Shakespeare - Macbeth
Depuis longtemps je rêvais de participer à un stage de théâtre, de tenter une expérience d'acteur. Voilà mon rêve exaucé avec la troupe " Pacifique et Compagnie" de Nouméa, qui séjourne chaque année sur l'île pour y réaliser des actions en faveur de la promotion de spectacles théâtraux, en particulier auprès des jeunes et des écoles.
Première journée
Nous avons été convoqués un dimanche en fin d'après-midi dans la cour du lycée par Café Falé, association dynamique de Wallis qui a pour but de promouvoir la lecture et l'ouverture culturelle du territoire de Wallis-et-Futuna. C'est elle qui se charge chaque année d'accueillir les membres de la troupe "Pacifique et Compagnie", de les héberger, de préparer leur programme d'intervention. Le (la?) metteur en scène Isabelle et Steev, acteur permanent de la troupe, Wallisien d'origine, se sont présentés à nous, le stage a pu débuter.
Le rituel mis en place allait être immuable lors des journées suivantes. Nous commencions toujours par des exercices physiques, qui avaient pour but avant tout de détendre et relaxer le corps, instrument essentiel du jeu de l'acteur, puis Isabelle nous donnait de petits exercices à pratiquer sous forme de jeu et en fin de séance, nous terminions par des improvisations thématiques à 3 ou 4 en réutilisant les apprentissages acquis .

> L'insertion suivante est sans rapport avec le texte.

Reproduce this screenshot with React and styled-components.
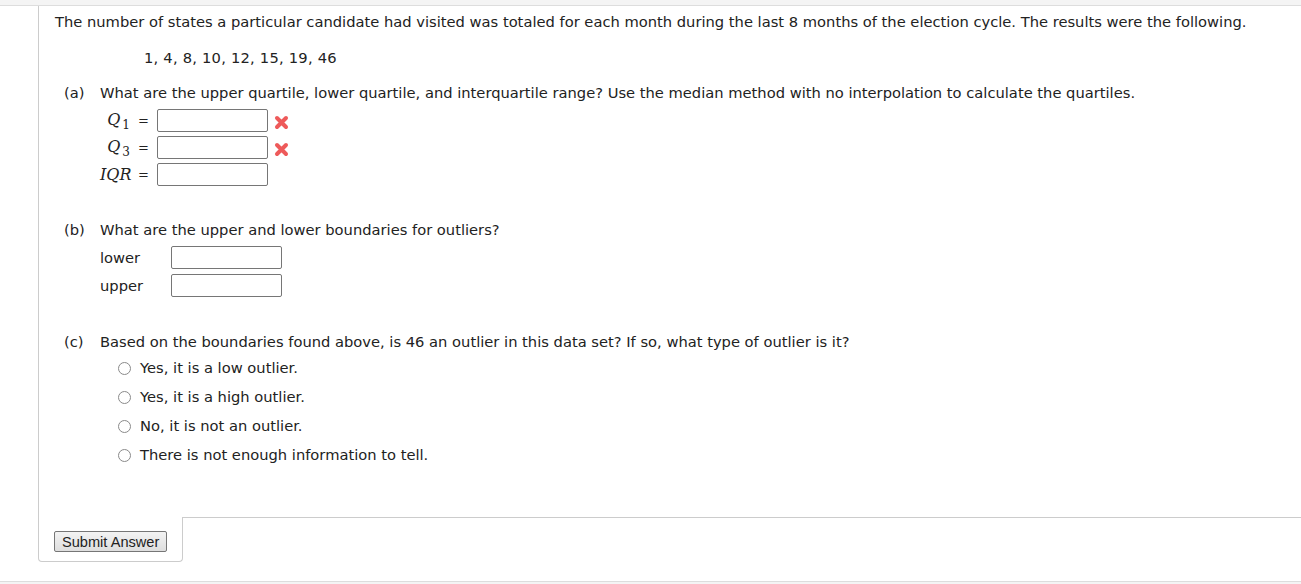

Après l'échauffement, nous avons formé une ronde et nous nous sommes assis. Le premier exercice consistait à se lever à tour de rôle, à dire son prénom en l'accompagnant d'une seule phrase de son choix. A mon tour, je me suis levé "Je m'appelle Erhan, je déteste le théâtre" , je me suis rassis. Deuxième exercice, nous nous sommes disposés derrière une ligne, même punition, il fallait marcher jusqu'à une petite distance du groupe et répéter la même phrase face à celui-ci. C'est devenu amusant et instructif à partir du moment où Isabelle a demandé à n'importe qui d'aller dire sa propre phrase mais en adoptant la démarche, les attitudes, les mimiques et l'expression d'un autre qu'il s'agissait de reconnaître. Nous avons effectivement à chaque fois reconnu chacune des personnes. Vous en avez toujours rêvé, comment devenir moi ? Steev s'est levé, il a roulé des épaules, il a dit sa phrase avec un sourire aux coin des lèvres et un léger mouvement de tête en conclusion, c'était moi, tout le monde s'est marré ... Nouvelle activité, il fallait venir dire ces mots d'une manière totalement neutre, sans expressivité, aucun mouvement du corps parasite, aucune de nos mimiques habituelles. Chassez le naturel, il revient au galop, j'ai continué à hennir en bougeant légèrement la tête à la fin de chaque intervention, mouvement qui était à chaque fois totalement inconscient, imperceptible en ce qui me concerne ... Enfin, Isabelle nous a demandé de dire une phrase sur un ton différent à chaque fois, colère, angoisse, tristesse, etc ...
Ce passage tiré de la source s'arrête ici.